Updated by AdamWill almost 6 years ago
Poking around in the git logs, I came across this PR:
https://github.com/os-autoinst/openQA/pull/1781
which provides this example of an interesting cluster:
+------------+ +----------------+
| Upgrade | | Node 1 |
| Node1 +------> +---+------------------+
+------------+ +----------------+ | Supportserver |
| | |
+------------+ +--------------------+------------------+
| Upgrade | | Node 2 |
| Node 2 +------> |
+------------+ +----------------+
this seems like a relevant example here, too. For your cases, if "Node 1" failed or was cancelled in this case, would you also be expecting "Node 2" and "Supportserver" to be cancelled? And if so, is this denoted by e.g. having the "Node 1" and "Node 2" test suites marked as PARALLEL_WITH each other, or are they only marked as both being PARALLEL_WITH the support server?
Updated by coolo almost 6 years ago
Both nodes are PARALLEL_WITH the supportserver indeed and this is a HA test, so indeed we require all 3 nodes to be up for the test to pass.
Updated by AdamWill almost 6 years ago
Hmm, that's unfortunate then, because it makes it very hard to even design a 'works for everyone' solution to this...
Are 'Node 1' and 'Node 2' marked PARALLEL_WITH each other at all?

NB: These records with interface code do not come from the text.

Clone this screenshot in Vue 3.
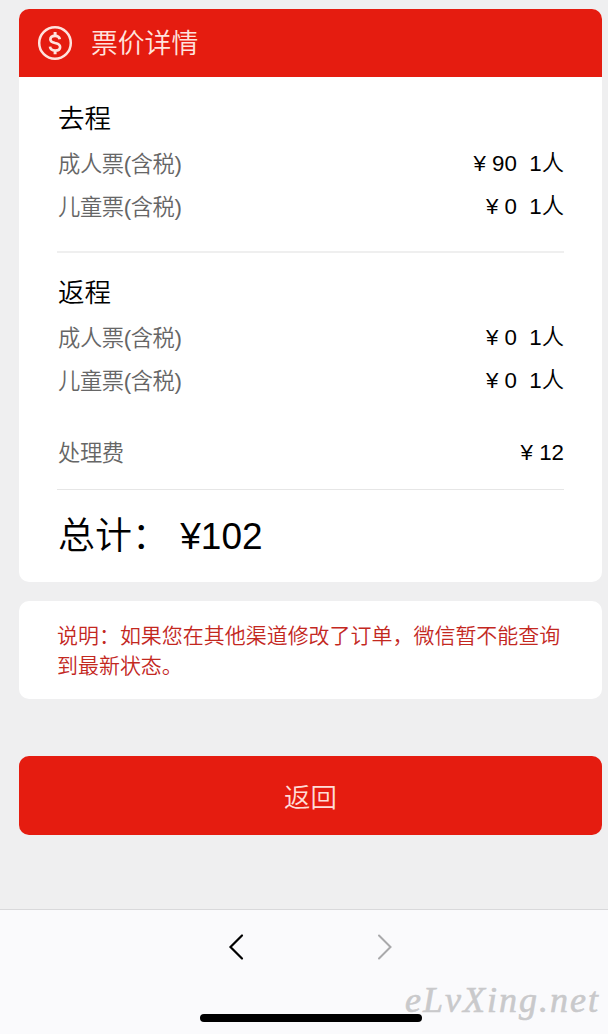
<template>
  <div class="page">
    <div class="content">
      <div class="card">
        <div class="card-header">
          <svg class="coin-icon" viewBox="0 0 36 36" fill="none">
            <circle cx="18" cy="18" r="15.8" stroke="currentColor" stroke-width="2.5" />
            <path
              d="M22.8 14.3C22.4 12 20.6 10.8 18.1 10.8C15.2 10.8 13.4 12.2 13.4 14.4C13.4 16.7 15.4 17.3 18.1 18C21.1 18.7 23.1 19.5 23.1 21.9C23.1 24.2 21.1 25.5 18.2 25.5C15.3 25.5 13.3 24.1 13 21.7"
              stroke="currentColor"
              stroke-width="2.7"
            />
            <path d="M18.1 7V11.2M18.1 25.2V29.2" stroke="currentColor" stroke-width="3" />
          </svg>
          <span class="card-title">票价详情</span>
        </div>
        <div class="card-body">
          <div v-for="trip in trips" :key="trip.name" class="trip">
            <div class="trip-name">{{ trip.name }}</div>
            <div v-for="item in trip.items" :key="item.label" class="row">
              <span class="label">{{ item.label }}</span>
              <span class="value">¥ {{ item.price }}&nbsp; {{ item.count }}人</span>
            </div>
          </div>
          <div class="row fee">
            <span class="label">处理费</span>
            <span class="value">¥ {{ fee }}</span>
          </div>
          <div class="total">总计： ¥{{ total }}</div>
        </div>
      </div>

      <div class="notice">说明：如果您在其他渠道修改了订单，微信暂不能查询到最新状态。</div>

      <button class="back-btn">返回</button>
    </div>

    <div class="toolbar">
      <div class="nav">
        <svg class="nav-icon" viewBox="0 0 16 28" fill="none">
          <path d="M14 2.5L2.5 14L14 25.5" stroke="currentColor" stroke-width="2.2" stroke-linecap="round" />
        </svg>
        <svg class="nav-icon disabled" viewBox="0 0 16 28" fill="none">
          <path d="M2 2.5L13.5 14L2 25.5" stroke="currentColor" stroke-width="2" stroke-linecap="round" />
        </svg>
      </div>
      <div class="home-indicator"></div>
      <span class="watermark">eLvXing.net</span>
    </div>
  </div>
</template>

<script setup>
const trips = [
  {
    name: '去程',
    items: [
      { label: '成人票(含税)', price: 90, count: 1 },
      { label: '儿童票(含税)', price: 0, count: 1 }
    ]
  },
  {
    name: '返程',
    items: [
      { label: '成人票(含税)', price: 0, count: 1 },
      { label: '儿童票(含税)', price: 0, count: 1 }
    ]
  }
]

const fee = 12
const total = 102
</script>

<style>
body {
  background: #efeff0;
}
</style>

<style scoped>
.page {
  display: flex;
  flex-direction: column;
  height: 1034px;
  overflow: hidden;
  background: #efeff0;
  color: #000;
  font-family: "Liberation Sans", "Noto Sans CJK SC", sans-serif;
  font-weight: 350;
}

.content {
  flex: 1;
  padding: 9px 6px 0 19px;
}

.card {
  height: 573px;
  border-radius: 10px;
  overflow: hidden;
  background: #fff;
}

.card-header {
  display: flex;
  align-items: center;
  height: 68px;
  box-sizing: border-box;
  padding-left: 18px;
  background: #e51c10;
  color: #ffe3de;
}

.coin-icon {
  width: 36px;
  height: 36px;
}

.card-title {
  padding-top: 2px;
  margin-left: 18px;
  font-size: 26.8px;
  line-height: 40px;
}

.card-body {
  padding: 0 38px;
}

.trip {
  padding-top: 21px;
}

.trip:first-child {
  padding-bottom: 23px;
  border-bottom: 2px solid #efefef;
}

.trip + .trip {
  padding-top: 19px;
}

.trip-name {
  margin-bottom: 3px;
  padding-left: 1px;
  font-size: 26.5px;
  line-height: 42px;
}

.row {
  display: flex;
  justify-content: space-between;
  height: 42.5px;
  font-size: 22.3px;
  line-height: 42.5px;
}

.label {
  padding: 1px 0 0 1px;
  color: #666;
  letter-spacing: -0.4px;
}

.value {
  white-space: nowrap;
}

.fee {
  margin-top: 30px;
  padding-bottom: 14px;
  border-bottom: 1px solid #e6e6e6;
}

.total {
  padding: 1px 0 0 1px;
  font-size: 37px;
  line-height: 92px;
  word-spacing: 1px;
}

.notice {
  height: 98px;
  box-sizing: border-box;
  margin-top: 19px;
  padding: 20px 36px 0 38px;
  border-radius: 10px;
  background: #fff;
  color: #c3281f;
  font-size: 20.98px;
  line-height: 30px;
}

.back-btn {
  display: block;
  width: 100%;
  height: 79px;
  margin-top: 57px;
  padding: 0;
  border: none;
  border-radius: 10px;
  background: #e51c10;
  color: #ffdcd7;
  font: inherit;
  font-size: 26.4px;
}

.toolbar {
  position: relative;
  display: flex;
  flex-direction: column;
  align-items: center;
  justify-content: space-between;
  height: 125px;
  box-sizing: border-box;
  padding: 23px 0 12px;
  border-top: 1px solid #d9d9db;
  background: #fafafc;
}

.nav {
  display: flex;
  gap: 133px;
  margin-left: 13px;
}

.nav-icon {
  width: 16px;
  height: 28px;
}

.nav-icon.disabled {
  color: #a9a9ab;
}

.home-indicator {
  width: 222px;
  height: 8px;
  margin-left: 13px;
  border-radius: 4px;
  background: #000;
}

.watermark {
  position: absolute;
  right: 8px;
  bottom: 14px;
  color: #c9c9cb;
  font-family: "Brush Script MT", "Liberation Serif", cursive;
  font-size: 36px;
  font-style: italic;
  font-weight: 400;
  line-height: 40px;
  letter-spacing: 2px;
  -webkit-text-stroke: 0.6px #c9c9cb;
}
</style>
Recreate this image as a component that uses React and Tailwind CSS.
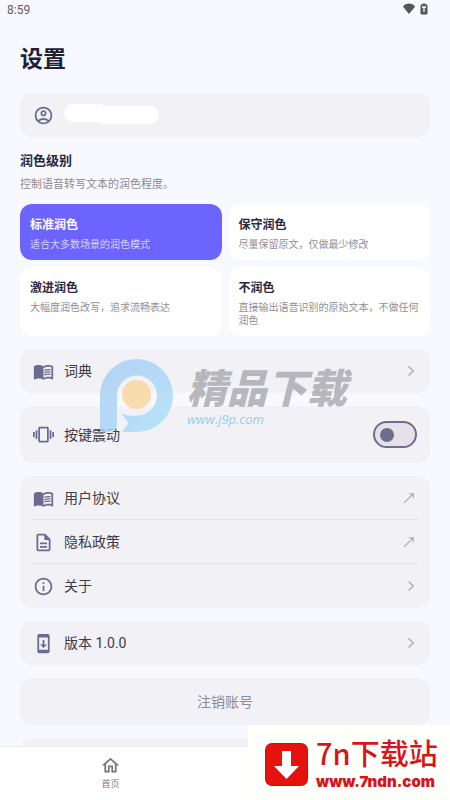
import React, { useState } from 'react'
import {
  MdOutlineAccountCircle,
  MdMenuBook,
  MdVibration,
  MdOutlineDescription,
  MdInfoOutline,
  MdSystemUpdate,
  MdOutlineHome,
} from 'react-icons/md'

const levels = [
  { id: 'standard', title: '标准润色', desc: '适合大多数场景的润色模式' },
  { id: 'light', title: '保守润色', desc: '尽量保留原文，仅做最少修改' },
  { id: 'heavy', title: '激进润色', desc: '大幅度润色改写，追求流畅表达' },
  { id: 'none', title: '不润色', desc: '直接输出语音识别的原始文本，不做任何润色' },
]

function ExternalArrow() {
  return (
    <svg viewBox="0 0 12 12" className="mr-[3px] h-3 w-3" fill="none" stroke="currentColor" strokeWidth="1.1" aria-hidden="true">
      <path d="M1 11 L9.5 2.5" />
      <path d="M5.800 1.700 H10.300 V6.200" />
      <path d="M7.500 1.700 L10.300 4.500 V1.700 Z" fill="currentColor" stroke="none" />
    </svg>
  )
}

function Chevron() {
  return (
    <svg viewBox="0 0 8 12" className="mr-[3px] h-3 w-2" fill="none" stroke="currentColor" strokeWidth="1.4" aria-hidden="true">
      <path d="M1.500 1.500 L6.300 6 L1.500 10.500" />
    </svg>
  )
}

function StatusBar() {
  return (
    <div className="flex h-5 shrink-0 items-center justify-between pl-[7px] pr-[22px] font-['Roboto',sans-serif] text-xs text-[#5c5d64]">
      <span>8:59</span>
      <div className="flex items-center gap-[5px] pb-[3px] text-[#55565c]">
        <svg viewBox="0 0 12 11" className="h-[11px] w-3" fill="currentColor" aria-hidden="true">
          <path d="M6 11 L0 3.800 C1.200 1.400 3.500 0.500 6 0.500 C8.500 0.500 10.800 1.400 12 3.800 Z" />
        </svg>
        <svg viewBox="0 0 8 12" className="h-3 w-2" aria-hidden="true">
          <path d="M2.5 0.5 H5.5 V1.5 H6.5 Q7.5 1.5 7.5 2.5 V10.5 Q7.5 11.5 6.5 11.5 H1.5 Q0.5 11.5 0.5 10.5 V2.5 Q0.5 1.5 1.5 1.5 H2.5 Z" fill="#55565c" />
          <path d="M2 3.2 H6 V5 H4.7 V9 H3.3 V5 H2 Z" fill="#f0f0f6" />
        </svg>
      </div>
    </div>
  )
}

function Row({ icon: Icon, label, external }) {
  return (
    <a href="#" className="flex h-11 items-center gap-[10px] pl-[13px] pr-3">
      <Icon className="h-[21px] w-[21px] text-[#6c6b8f]" />
      <span className="flex-1 text-sm text-[#3b3a46]">{label}</span>
      <span className="text-[#aeaeb6]">{external ? <ExternalArrow /> : <Chevron />}</span>
    </a>
  )
}

function SiteMark() {
  return (
    <div className="pointer-events-none absolute left-[100px] top-[359px] flex opacity-80">
      <svg viewBox="0 0 74 74" className="h-[74px] w-[74px]" aria-hidden="true">
        <defs>
          <linearGradient id="pMark" x1="0" y1="0" x2="1" y2="1">
            <stop offset="0" stopColor="#a2cdf2" />
            <stop offset="0.5" stopColor="#a6d4f6" />
            <stop offset="1" stopColor="#a5e4f5" />
          </linearGradient>
        </defs>
        <path
          d="M0 73 V36.500 A36.500 36.500 0 1 1 36.500 73 H22 L28.500 64 L21.500 54.500 Q27 57.500 37 56.500 A20 20 0 1 0 17 37 V66 Q16 72 10 73 Z"
          fill="url(#pMark)"
        />
        <circle cx="36.500" cy="35.500" r="14.500" fill="#fad69b" />
      </svg>
      <div className="ml-[13px] flex flex-col pt-2">
        <span className="whitespace-nowrap text-[40px] font-black italic leading-[46px] text-[#a8a8ae]">精品下载</span>
        <span className="font-['Open_Sans',sans-serif] text-[13px] font-medium italic leading-3 text-[#80c6ea]">www.j9p.com</span>
      </div>
    </div>
  )
}

function DownloadBanner() {
  return (
    <div className="absolute bottom-0 right-0 flex h-[75px] w-[202px] items-center gap-2 bg-[#fffffb] pl-[17px] text-[#d7141a]">
      <svg viewBox="0 0 43 43" className="mt-1 h-[43px] w-[43px] shrink-0" aria-hidden="true">
        <rect width="43" height="43" rx="7" fill="#c90f0c" />
        <rect x="1" y="1" width="41" height="41" rx="6" fill="#e6120d" />
        <path d="M17 8 H26 V23 H34 L21.500 36 L9 23 H17 Z" fill="#ffffff" />
      </svg>
      <div className="flex flex-col whitespace-nowrap pb-1">
        <span className="font-['Noto_Sans_CJK_SC',sans-serif] text-[29px] font-medium leading-[42px]">7n下载站</span>
        <span className="font-['Inter',sans-serif] text-[15px] font-black leading-[18px]">www.7ndn.com</span>
      </div>
    </div>
  )
}

export default function App() {
  const [level, setLevel] = useState('standard')
  const [vibrate, setVibrate] = useState(false)

  return (
    <div
      lang="zh-CN"
      className="relative flex h-screen flex-col overflow-hidden bg-[#f8f9fe] font-['Roboto','Noto_Sans_CJK_SC',sans-serif]"
    >
      <StatusBar />

      <main className="flex-1 overflow-y-auto px-5 [scrollbar-width:none]">
        <h1 className="pt-[22px] text-[23px] font-bold leading-9 text-[#211f38]">设置</h1>

        {/* Account */}
        <section className="mt-[15px] flex h-11 items-center gap-[10px] rounded-xl bg-[#f2f1f6] pl-[13px] pr-3">
          <MdOutlineAccountCircle className="h-[21px] w-[21px] text-[#6c6b8f]" />
          <svg viewBox="0 0 96 22" className="h-[22px] w-24" fill="#ffffff" aria-hidden="true">
            <path d="M9 0 Q18 -2 36 0 Q40 2 44 2 H86 Q95 3 95 11 Q94 20 85 20 H38 Q34 18 28 18 H9 Q0 17 0 9 Q1 1 9 0 Z" />
          </svg>
        </section>

        {/* Polish level */}
        <h2 className="mt-[13px] text-[13px] font-bold leading-[22px] text-[#2b293f]">润色级别</h2>
        <p className="mt-[3px] text-[11px] leading-5 text-[#8a8a90]">控制语音转写文本的润色程度。</p>
        <div className="mt-[9px] grid grid-cols-2 gap-[7px]">
          {levels.map((item) => {
            const active = item.id === level
            return (
              <button
                key={item.id}
                type="button"
                onClick={() => setLevel(item.id)}
                className={`flex flex-col rounded-xl px-[10px] pb-[9px] pt-3 text-left ${
                  active ? 'bg-[#6d63ff]' : 'bg-white'
                }`}
              >
                <span className={`text-xs font-bold leading-[18px] ${active ? 'text-white' : 'text-[#2b293f]'}`}>
                  {item.title}
                </span>
                <span className={`mt-1 text-[10px] leading-[13px] ${active ? 'text-[#d6d3ff]' : 'text-[#8f8f94]'}`}>
                  {item.desc}
                </span>
              </button>
            )
          })}
        </div>

        <section className="mt-[13px] rounded-xl bg-[#f2f1f6]">
          <Row icon={MdMenuBook} label="词典" />
        </section>

        <section className="mt-[13px] rounded-xl bg-[#f2f1f6]">
          <label className="relative flex h-[57px] items-center gap-[10px] pl-[13px] pr-3">
            <MdVibration className="h-[21px] w-[21px] text-[#6c6b8f]" />
            <span className="flex-1 text-sm text-[#3b3a46]">按键震动</span>
            <input
              type="checkbox"
              role="switch"
              checked={vibrate}
              onChange={(e) => setVibrate(e.target.checked)}
              className="peer sr-only"
            />
            <span className="mr-px flex h-[27px] w-11 items-center rounded-full border-2 border-[#6f6d8c] bg-[#e6e1e8] px-[5px] peer-checked:justify-end peer-checked:bg-[#6d63ff]">
              <span className="h-[14px] w-[14px] rounded-full bg-[#6f6d8c]" />
            </span>
          </label>
        </section>

        <section className="mt-[13px] rounded-xl bg-[#f2f1f6]">
          <Row icon={MdMenuBook} label="用户协议" external />
          <hr className="mx-3 -mt-px border-[#e5e4ea]" />
          <Row icon={MdOutlineDescription} label="隐私政策" external />
          <hr className="mx-3 -mt-px border-[#e5e4ea]" />
          <Row icon={MdInfoOutline} label="关于" />
        </section>

        <section className="mt-[13px] rounded-xl bg-[#f2f1f6]">
          <Row icon={MdSystemUpdate} label="版本 1.0.0" />
        </section>

        <button type="button" className="mt-[13px] h-[47px] w-full rounded-xl bg-[#f2f1f6] text-sm text-[#8b8b95]">
          注销账号
        </button>
        <div className="mt-[13px] h-[47px] rounded-xl bg-[#f2f1f6]" />
      </main>

      <nav className="grid h-[54px] shrink-0 grid-cols-2 border-t border-[#ececf0] bg-white">
        <a href="#" className="flex flex-col items-center pr-1 pt-2 text-[#77777b]">
          <MdOutlineHome className="h-[21px] w-[21px]" />
          <span className="mt-0.5 text-[9px] leading-3">首页</span>
        </a>
      </nav>

      <SiteMark />
      <DownloadBanner />
    </div>
  )
}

Or is each only marked PARALLEL_WITH the server, but they have no directly stated relationship to each other?
If they don't, what would you think of a 'solution' to this problem which would mean Node 1 and Node 2 would have to have an explicit relationship to each other to ensure the other one and the support server got cancelled if either of them failed?
Updated by AdamWill almost 6 years ago
Since I wasn't really able to get anyone to commit to anything other than "stop having tests that work that way it's inconvenient", I went ahead and made something that works for us, and sent a PR:
Updated by okurz over 5 years ago
- Category set to Feature requests
- Status changed from New to Resolved
- Assignee set to AdamWill
@AdamWill as your PR is merged and does everything just perfectly (documentation, tests, verification in staging+production) I would say we can call this resolved :) reopen if I got something wrong.